Ah. Thanksgiving. By the time you’re adult, you’ve probably celebrated almost two decades worth of Thanksgivings. But have you ever thought that everybody’s favorite food-centric holiday holds a lot of facts in it’s history? Read on to find out more.

 

7 | Thanksgiving isn’t for America alone.

Americans who remained loyal to Britain moved to Canada even after the American Revolution has ended, bringing with them their own Thanksgiving traditions. The Canadians have adopted the holiday as well and has been celebrating it at the end of Harvest which most likely falls on the second Monday in October. Canadians began referring to their day of thanks as “Yanksgiving.” to further differentiate from the Americans.

 

6 | A turkey is “pardoned” by the President every Thanksgiving.

President Lincoln was said to have spared the life of a turkey at the request of his son, Tad, who wanted to keep it as a pet. Subsequent presidents after him were intermittently presented with both live and dressed Thanksgiving turkeys. As of today, the President “pardons” two turkeys. Apple and Cider, 2011’s pardoned turkeys, retired in a custom-made enclosure at a posh livestock facility in Mount Vernon.

 

5 | Thanksgiving Turkey is served in space.

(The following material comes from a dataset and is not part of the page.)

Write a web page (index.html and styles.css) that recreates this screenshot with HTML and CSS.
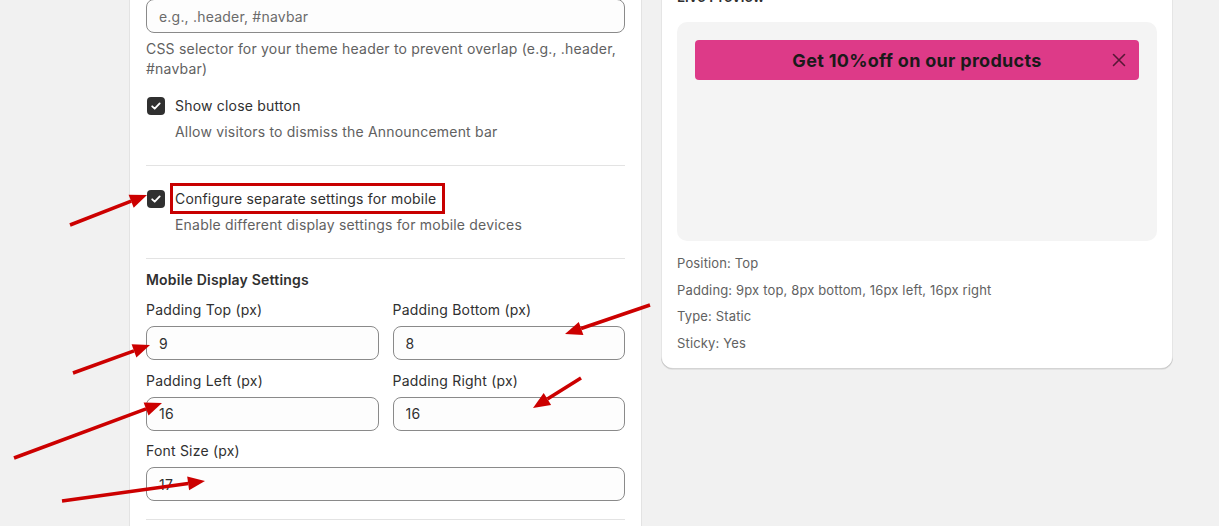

The first crew in space also celebrated Thanksgiving in 1973 on their Skylab 4 mission. Since then, the astronauts at the international space station are served a Thanksgiving dinner of turkey, cranberry dressing, stuffing all of the other traditional fare, excluding vegetables, which have short shelf life and spoil quickly.

 

4 | Ripe Cranberries bounce.

Cranberries are one of the three fruits that are native to North America. So how can you tell if a Cranberry is ripe or not? Easy breezy. Throw them to the ground and then measure how high they bounce. Berries that bounce 4 inches and higher are perfectly ripe and ready to eat.

 

3 | Turkey eat-out every Thanksgiving.

The National Turkey Association has done a study and according to them, every Thanksgiving, Americans consume approximately 690 million pounds of turkey. This is equal to the weight of the entire population of Singapore.

 

2 | Thanksgiving in America has been changed several times.

President Abraham Lincoln officially declared Thanksgiving every fourth of November. However, in 1939, President Franklin Roosevelt moved Thanksgiving up a week in the hopes that it would extend the Christmas shopping season and retailers the benefit. After two years, when the change was not-so popular, Thanksgiving was moved back to November 4th.

 

1 | Turkey as the National Bird of the United States of America.

President Benjamin Franklin believed the turkey was a better choice compared to the eagle since it had a much greater significance to the American people most especially because it was the main food source for the Pilgrims. He claimed the Eagle had a “bad moral character.” Thomas Jefferson opposed to the idea and fought Franklin on it. In the end, Jefferson got his way and the rest is history.